━━━━━ Given information

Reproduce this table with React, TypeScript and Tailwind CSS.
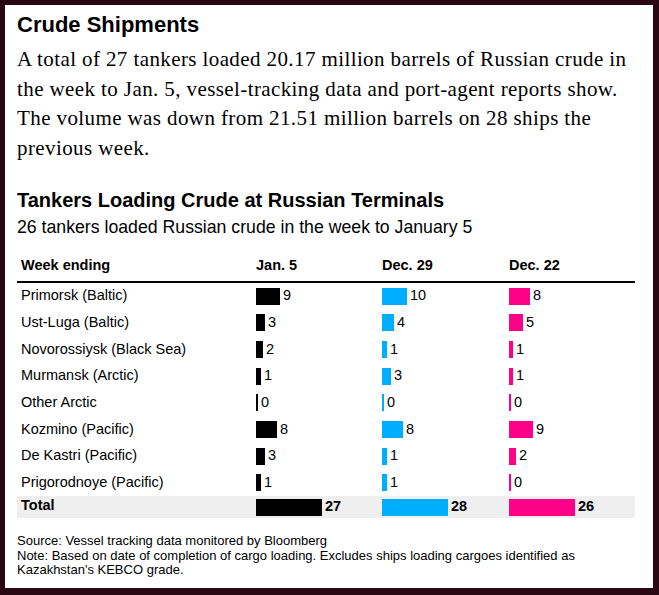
import React from "react";

type Cell = { v: number; w: number };

const rows: { name: string; jan: Cell; dec29: Cell; dec22: Cell }[] = [
  { name: "Primorsk (Baltic)", jan: { v: 9, w: 24 }, dec29: { v: 10, w: 25 }, dec22: { v: 8, w: 21 } },
  { name: "Ust-Luga (Baltic)", jan: { v: 3, w: 9 }, dec29: { v: 4, w: 12 }, dec22: { v: 5, w: 14 } },
  { name: "Novorossiysk (Black Sea)", jan: { v: 2, w: 7 }, dec29: { v: 1, w: 5 }, dec22: { v: 1, w: 4 } },
  { name: "Murmansk (Arctic)", jan: { v: 1, w: 5 }, dec29: { v: 3, w: 9 }, dec22: { v: 1, w: 4 } },
  { name: "Other Arctic", jan: { v: 0, w: 2 }, dec29: { v: 0, w: 2 }, dec22: { v: 0, w: 2 } },
  { name: "Kozmino (Pacific)", jan: { v: 8, w: 21 }, dec29: { v: 8, w: 21 }, dec22: { v: 9, w: 24 } },
  { name: "De Kastri (Pacific)", jan: { v: 3, w: 9 }, dec29: { v: 1, w: 5 }, dec22: { v: 2, w: 7 } },
  { name: "Prigorodnoye (Pacific)", jan: { v: 1, w: 5 }, dec29: { v: 1, w: 5 }, dec22: { v: 0, w: 2 } },
];

const cols = "grid grid-cols-[239px_126px_127px_126px]";

function Bar({ cell, color, bold }: { cell: Cell; color: string; bold?: boolean }) {
  return (
    <div className="flex items-center gap-[3px]">
      <div className={`h-[17px] ${color}`} style={{ width: cell.w }} />
      <span className={bold ? "font-bold" : ""}>{cell.v}</span>
    </div>
  );
}

export default function App() {
  return (
    <div className="w-[659px] h-[595px] bg-[#2a0612] pt-[5px] pl-[5px] pr-[6px] pb-[7px]">
      <div className="h-full bg-white px-[12px] pt-[7px] text-black font-['Liberation_Sans',Arial,sans-serif]">
        <h1 className="text-[22px] leading-[26px] font-bold">Crude Shipments</h1>
        <p className="mt-[7px] text-[21px] leading-[29.5px] tracking-[0.4px] font-['Liberation_Serif',serif]">
          A total of 27 tankers loaded 20.17 million barrels of Russian crude in
          <br />
          the week to Jan. 5, vessel-tracking data and port-agent reports show.
          <br />
          The volume was down from 21.51 million barrels on 28 ships the
          <br />
          previous week.
        </p>

        <h2 className="mt-[25px] text-[20px] leading-[24px] font-bold">Tankers Loading Crude at Russian Terminals</h2>
        <p className="mt-[4px] text-[17.7px] leading-[22px]">26 tankers loaded Russian crude in the week to January 5</p>

        <div className="mt-[18px] w-[618px] text-[14.5px]">
          <div className={`${cols} leading-[18px] font-bold pb-[7px] border-b-2 border-black`}>
            <div className="pl-[4px]">Week ending</div>
            <div>Jan. 5</div>
            <div>Dec. 29</div>
            <div>Dec. 22</div>
          </div>
          {rows.map((r) => (
            <div key={r.name} className={`${cols} h-[26.64px] items-center`}>
              <div className="pl-[4px]">{r.name}</div>
              <Bar cell={r.jan} color="bg-black" />
              <Bar cell={r.dec29} color="bg-[#00aeff]" />
              <Bar cell={r.dec22} color="bg-[#ff0088]" />
            </div>
          ))}
          <div className={`${cols} h-[22px] bg-[#efefef] items-end`}>
            <div className="pl-[4px] pb-[4px] font-bold leading-[18px]">Total</div>
            <Bar cell={{ v: 27, w: 66 }} color="bg-black" bold />
            <Bar cell={{ v: 28, w: 66 }} color="bg-[#00aeff]" bold />
            <Bar cell={{ v: 26, w: 66 }} color="bg-[#ff0088]" bold />
          </div>
        </div>

        <p className="mt-[16px] text-[13px] leading-[14.5px]">
          Source: Vessel tracking data monitored by Bloomberg
          <br />
          Note: Based on date of completion of cargo loading. Excludes ships loading cargoes identified as
          <br />
          Kazakhstan's KEBCO grade.
        </p>
      </div>
    </div>
  );
}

━━━━━━━━━━

Copy nothing but the lines from the first one in the listing through the line with "number; w: number", and omit the pictures.

Reproduce this table with React, TypeScript and Tailwind CSS.
import React from "react";

type Cell = { v: number; w: number };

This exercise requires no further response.